══ Record excerpts

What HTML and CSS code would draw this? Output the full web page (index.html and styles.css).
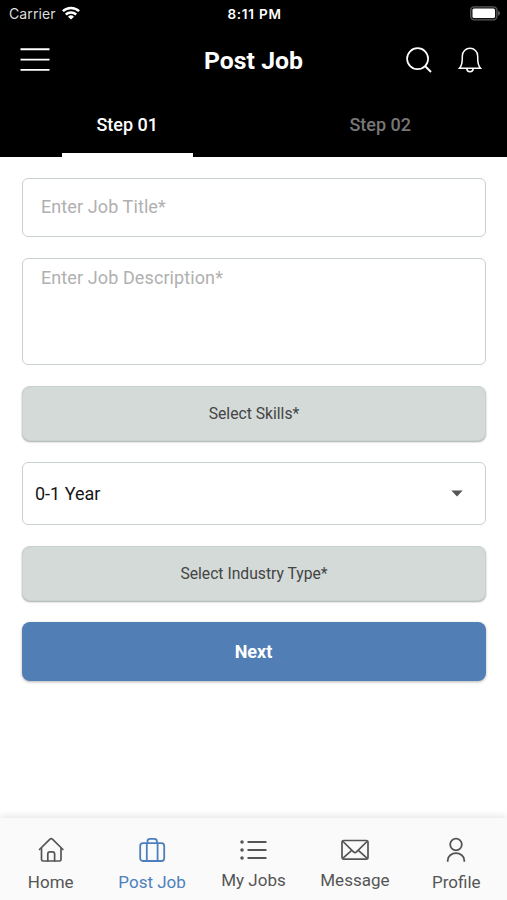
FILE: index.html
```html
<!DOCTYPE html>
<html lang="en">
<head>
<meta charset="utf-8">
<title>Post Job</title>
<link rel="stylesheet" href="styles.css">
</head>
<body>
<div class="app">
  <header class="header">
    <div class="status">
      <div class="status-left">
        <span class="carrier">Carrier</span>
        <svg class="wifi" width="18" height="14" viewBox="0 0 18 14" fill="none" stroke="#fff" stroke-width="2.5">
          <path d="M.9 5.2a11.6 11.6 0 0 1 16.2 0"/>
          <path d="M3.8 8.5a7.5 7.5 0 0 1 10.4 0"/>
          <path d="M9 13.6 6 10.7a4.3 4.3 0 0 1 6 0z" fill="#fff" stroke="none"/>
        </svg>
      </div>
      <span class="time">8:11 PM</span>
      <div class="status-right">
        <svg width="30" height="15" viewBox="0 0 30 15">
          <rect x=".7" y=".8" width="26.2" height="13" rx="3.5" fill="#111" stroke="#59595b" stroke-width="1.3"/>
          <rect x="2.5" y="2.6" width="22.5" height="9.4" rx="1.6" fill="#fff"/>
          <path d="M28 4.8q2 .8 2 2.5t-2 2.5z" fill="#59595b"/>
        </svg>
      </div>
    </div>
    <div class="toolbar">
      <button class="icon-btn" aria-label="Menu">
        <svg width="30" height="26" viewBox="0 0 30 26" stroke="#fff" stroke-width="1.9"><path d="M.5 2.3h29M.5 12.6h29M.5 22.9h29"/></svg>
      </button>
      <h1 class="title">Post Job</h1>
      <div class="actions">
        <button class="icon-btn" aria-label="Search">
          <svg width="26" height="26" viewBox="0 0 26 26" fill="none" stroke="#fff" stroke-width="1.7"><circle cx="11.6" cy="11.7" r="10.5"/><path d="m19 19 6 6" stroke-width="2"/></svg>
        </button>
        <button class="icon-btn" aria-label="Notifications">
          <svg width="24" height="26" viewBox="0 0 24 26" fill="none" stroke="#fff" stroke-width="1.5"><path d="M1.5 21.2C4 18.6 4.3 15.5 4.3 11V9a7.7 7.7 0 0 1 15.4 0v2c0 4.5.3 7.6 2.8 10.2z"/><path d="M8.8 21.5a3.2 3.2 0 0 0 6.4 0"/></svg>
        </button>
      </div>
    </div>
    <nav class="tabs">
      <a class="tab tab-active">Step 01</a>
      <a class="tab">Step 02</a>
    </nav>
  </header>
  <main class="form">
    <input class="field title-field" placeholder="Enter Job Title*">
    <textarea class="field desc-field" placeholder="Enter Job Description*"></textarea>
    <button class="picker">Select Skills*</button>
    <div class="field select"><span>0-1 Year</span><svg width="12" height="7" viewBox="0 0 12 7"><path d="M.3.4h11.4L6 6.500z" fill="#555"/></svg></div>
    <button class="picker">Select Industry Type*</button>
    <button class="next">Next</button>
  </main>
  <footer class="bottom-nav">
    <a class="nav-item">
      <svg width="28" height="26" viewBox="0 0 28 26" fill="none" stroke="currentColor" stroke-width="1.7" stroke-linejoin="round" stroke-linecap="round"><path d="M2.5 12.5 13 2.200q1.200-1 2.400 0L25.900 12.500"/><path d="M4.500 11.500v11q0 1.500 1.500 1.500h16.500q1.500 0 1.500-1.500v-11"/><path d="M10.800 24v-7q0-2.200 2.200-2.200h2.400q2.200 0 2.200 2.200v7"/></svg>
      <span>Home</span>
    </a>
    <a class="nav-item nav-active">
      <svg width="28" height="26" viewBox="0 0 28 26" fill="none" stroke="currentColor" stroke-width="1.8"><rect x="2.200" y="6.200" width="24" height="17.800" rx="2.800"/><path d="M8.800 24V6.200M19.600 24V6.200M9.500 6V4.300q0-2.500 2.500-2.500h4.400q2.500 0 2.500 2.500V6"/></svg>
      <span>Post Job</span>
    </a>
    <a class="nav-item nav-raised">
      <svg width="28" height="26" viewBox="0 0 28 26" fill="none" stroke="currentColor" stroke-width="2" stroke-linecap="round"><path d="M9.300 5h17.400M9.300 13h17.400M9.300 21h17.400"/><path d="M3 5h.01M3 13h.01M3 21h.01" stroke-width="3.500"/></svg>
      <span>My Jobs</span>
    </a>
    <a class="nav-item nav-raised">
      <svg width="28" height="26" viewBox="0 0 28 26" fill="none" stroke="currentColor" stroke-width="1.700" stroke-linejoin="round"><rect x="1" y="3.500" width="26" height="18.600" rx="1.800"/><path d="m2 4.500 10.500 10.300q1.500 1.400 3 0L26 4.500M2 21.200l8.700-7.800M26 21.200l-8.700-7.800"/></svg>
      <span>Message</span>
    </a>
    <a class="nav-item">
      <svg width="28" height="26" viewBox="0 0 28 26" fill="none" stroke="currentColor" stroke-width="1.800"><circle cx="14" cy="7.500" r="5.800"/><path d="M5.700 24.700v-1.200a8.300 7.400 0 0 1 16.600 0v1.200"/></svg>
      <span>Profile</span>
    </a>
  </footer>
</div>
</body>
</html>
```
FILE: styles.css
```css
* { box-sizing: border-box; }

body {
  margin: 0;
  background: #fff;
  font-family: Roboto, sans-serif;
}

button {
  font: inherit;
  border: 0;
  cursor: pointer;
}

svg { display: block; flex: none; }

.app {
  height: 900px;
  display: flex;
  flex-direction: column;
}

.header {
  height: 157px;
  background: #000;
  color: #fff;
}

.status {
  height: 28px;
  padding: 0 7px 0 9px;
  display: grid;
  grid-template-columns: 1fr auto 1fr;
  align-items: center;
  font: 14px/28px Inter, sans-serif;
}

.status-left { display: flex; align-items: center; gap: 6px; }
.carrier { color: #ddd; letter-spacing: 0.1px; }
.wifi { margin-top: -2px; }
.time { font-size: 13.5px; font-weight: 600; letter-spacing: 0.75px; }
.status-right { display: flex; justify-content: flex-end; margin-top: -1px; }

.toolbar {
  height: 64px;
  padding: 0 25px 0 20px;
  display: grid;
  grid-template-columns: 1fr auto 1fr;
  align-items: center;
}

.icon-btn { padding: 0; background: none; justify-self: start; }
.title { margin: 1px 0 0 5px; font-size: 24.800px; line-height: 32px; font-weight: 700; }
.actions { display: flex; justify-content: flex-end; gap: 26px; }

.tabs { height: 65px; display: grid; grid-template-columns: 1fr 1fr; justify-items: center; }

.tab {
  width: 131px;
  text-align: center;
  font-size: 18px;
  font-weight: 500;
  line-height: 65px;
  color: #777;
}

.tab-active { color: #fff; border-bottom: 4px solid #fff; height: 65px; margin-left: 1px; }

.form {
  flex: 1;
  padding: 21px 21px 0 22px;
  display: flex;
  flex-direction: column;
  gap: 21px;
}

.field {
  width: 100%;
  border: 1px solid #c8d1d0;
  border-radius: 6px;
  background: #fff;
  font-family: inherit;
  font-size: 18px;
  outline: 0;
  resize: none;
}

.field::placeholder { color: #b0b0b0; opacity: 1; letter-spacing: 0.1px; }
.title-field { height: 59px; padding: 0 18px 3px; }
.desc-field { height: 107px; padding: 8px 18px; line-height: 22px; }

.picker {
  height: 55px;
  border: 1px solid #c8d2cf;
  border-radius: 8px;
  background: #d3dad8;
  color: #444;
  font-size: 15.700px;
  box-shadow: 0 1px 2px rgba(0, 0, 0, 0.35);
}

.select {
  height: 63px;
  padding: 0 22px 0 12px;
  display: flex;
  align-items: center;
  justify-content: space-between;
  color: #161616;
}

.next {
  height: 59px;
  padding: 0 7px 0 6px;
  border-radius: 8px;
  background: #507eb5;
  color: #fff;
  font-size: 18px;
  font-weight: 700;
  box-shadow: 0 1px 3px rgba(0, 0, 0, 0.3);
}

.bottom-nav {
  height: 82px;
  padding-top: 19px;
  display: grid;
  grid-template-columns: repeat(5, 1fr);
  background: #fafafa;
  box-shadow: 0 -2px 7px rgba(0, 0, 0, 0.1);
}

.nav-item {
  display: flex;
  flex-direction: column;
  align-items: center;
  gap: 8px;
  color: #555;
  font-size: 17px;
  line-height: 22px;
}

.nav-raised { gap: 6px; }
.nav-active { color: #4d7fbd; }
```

════
══ Record excerpts

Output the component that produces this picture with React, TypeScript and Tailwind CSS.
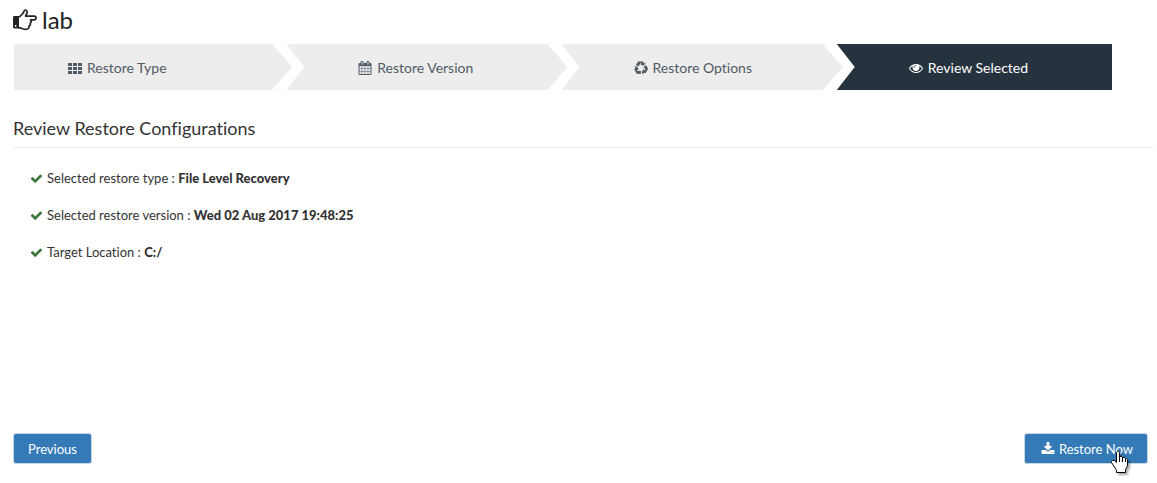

════

> _Problem requirements_: Only the count is wanted: report how many lines of the material above hold the word "Output".

> _Final result_: 2